I’ve also seen the term “real-time web” (RTW), which I like as well, but here I want to dive a bit into the underlying bytes that go back and forth to make the real-time web happen.

The binary “message” at the heart of the real-time web is a sequence of bytes controlled by the application: JMS-style messages, XMPP (Jabber) frames, a JSON object, serialized Java in Hessian, the packets for a Quake game, stock ticker updates, iPhone app messages, toll booth status control panel, on-demand music streaming, auto-manufacturing overview consoles.

Because the messages can vary in length from tiny, fast Quake messages where response time is critical, to larger packets like the music and video streaming, the underlying protocol must handle that range, but still be memory-efficient. It would be absurd to force a server to buffer an entire video before sending it, or even fully serialize an XML message just to find the length.

So a sane protocol needs binary-length encoded chunks (called “frames”) combined into messages. “Messages” are understood by the application, “frames” are invisible to the application but are used by clients, servers, and intermediaries to manage the messages.

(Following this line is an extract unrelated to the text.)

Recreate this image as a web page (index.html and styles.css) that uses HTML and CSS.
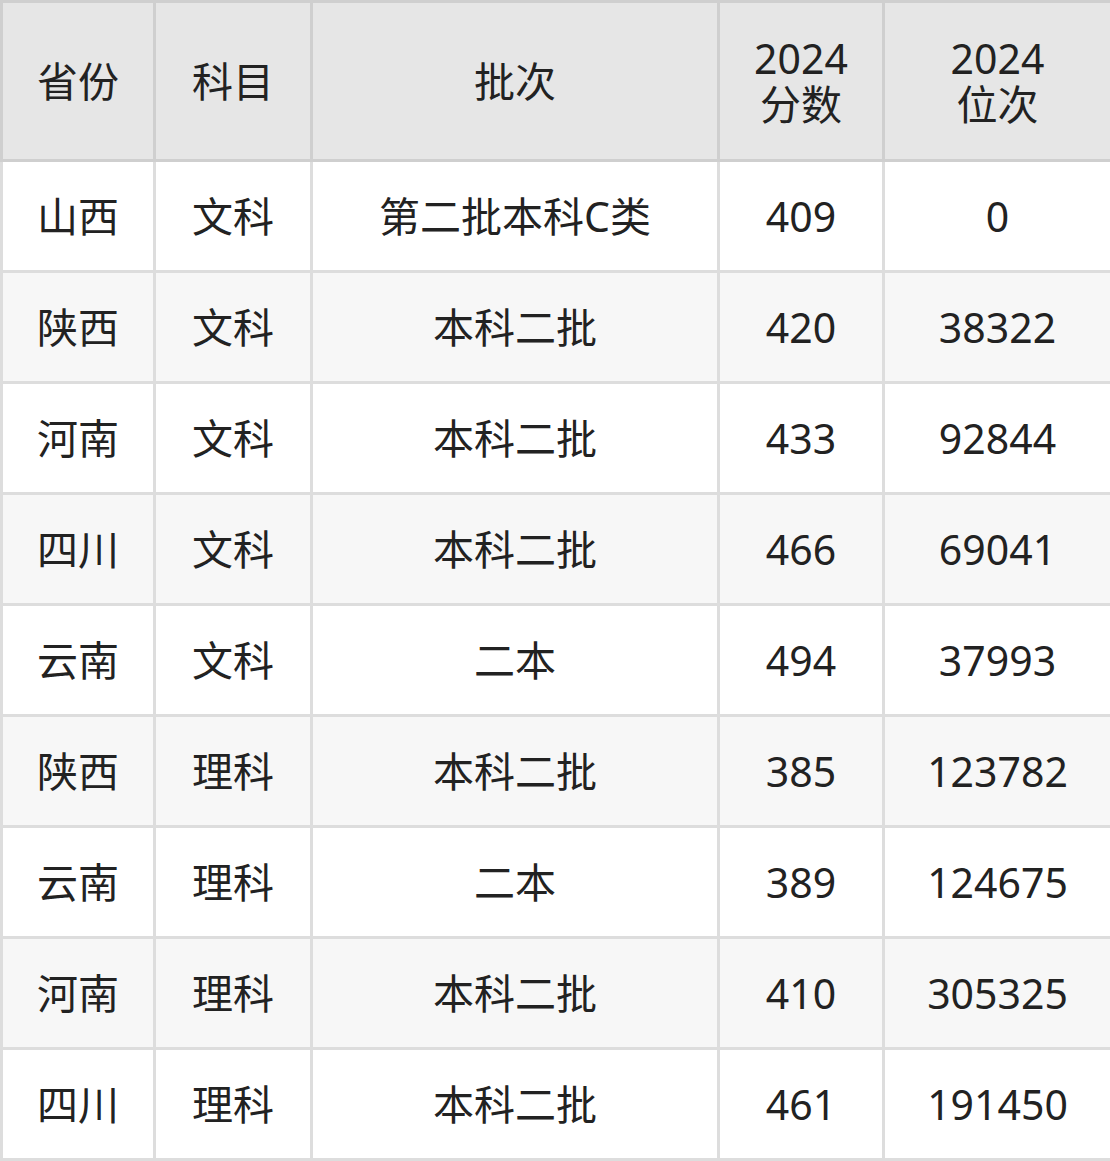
FILE: index.html
```html
<!DOCTYPE html>
<html lang="zh-CN">
<head>
<meta charset="utf-8">
<link rel="stylesheet" href="styles.css">
</head>
<body>
<table class="score-table">
  <colgroup>
    <col class="c1"><col class="c2"><col class="c3"><col class="c4"><col class="c5">
  </colgroup>
  <thead>
    <tr>
      <th>省份</th><th>科目</th><th>批次</th>
      <th><span class="hl">2024</span><span class="hl">分数</span></th>
      <th><span class="hl">2024</span><span class="hl">位次</span></th>
    </tr>
  </thead>
  <tbody>
    <tr><td>山西</td><td>文科</td><td>第二批本科C类</td><td>409</td><td>0</td></tr>
    <tr><td>陕西</td><td>文科</td><td>本科二批</td><td>420</td><td>38322</td></tr>
    <tr><td>河南</td><td>文科</td><td>本科二批</td><td>433</td><td>92844</td></tr>
    <tr><td>四川</td><td>文科</td><td>本科二批</td><td>466</td><td>69041</td></tr>
    <tr><td>云南</td><td>文科</td><td>二本</td><td>494</td><td>37993</td></tr>
    <tr><td>陕西</td><td>理科</td><td>本科二批</td><td>385</td><td>123782</td></tr>
    <tr><td>云南</td><td>理科</td><td>二本</td><td>389</td><td>124675</td></tr>
    <tr><td>河南</td><td>理科</td><td>本科二批</td><td>410</td><td>305325</td></tr>
    <tr><td>四川</td><td>理科</td><td>本科二批</td><td>461</td><td>191450</td></tr>
  </tbody>
</table>
</body>
</html>
```
FILE: styles.css
```css
html, body {
  margin: 0;
  padding: 0;
  background: #ffffff;
}

.score-table {
  width: 1110px;
  border-collapse: collapse;
  table-layout: fixed;
  font-family: "Noto Sans", "Noto Sans CJK SC", sans-serif;
  font-size: 41px;
  color: #222222;
}

.c1 { width: 153px; }
.c2 { width: 157px; }
.c3 { width: 407px; }
.c4 { width: 165px; }
.c5 { width: 228px; }

.score-table th,
.score-table td {
  text-align: center;
  vertical-align: middle;
  padding: 0;
  font-weight: normal;
}

.score-table th {
  background: #e6e6e6;
  border: 3px solid #cfcfcf;
  height: 156px;
  line-height: 48px;
}

.hl {
  display: block;
  line-height: 46px;
}

.score-table td {
  border: 3px solid #dddddd;
  height: 108px;
  line-height: 48px;
}

.score-table tbody tr:nth-child(even) td {
  background: #f7f7f7;
}
```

Bringing those requirements together, the minimal protocol looks like the following:

stream ::= message*
message ::= (non-final-frame)* final-frame
final-frame ::= final-flag length <bytes>
non-final-frame ::= non-final-flag length <bytes>

At the moment, that’s a bit abstract since I haven’t defined the encodings for the length or the final-flag or allowed any kind of control messages, but it’s the heart of the protocol.

The key is sending chunks of binary data, where servers can use their own fixed buffering (like 8k buffers) to send arbitrary-length binary data.

Any text data is easily encoded as UTF-8 over the binary payload.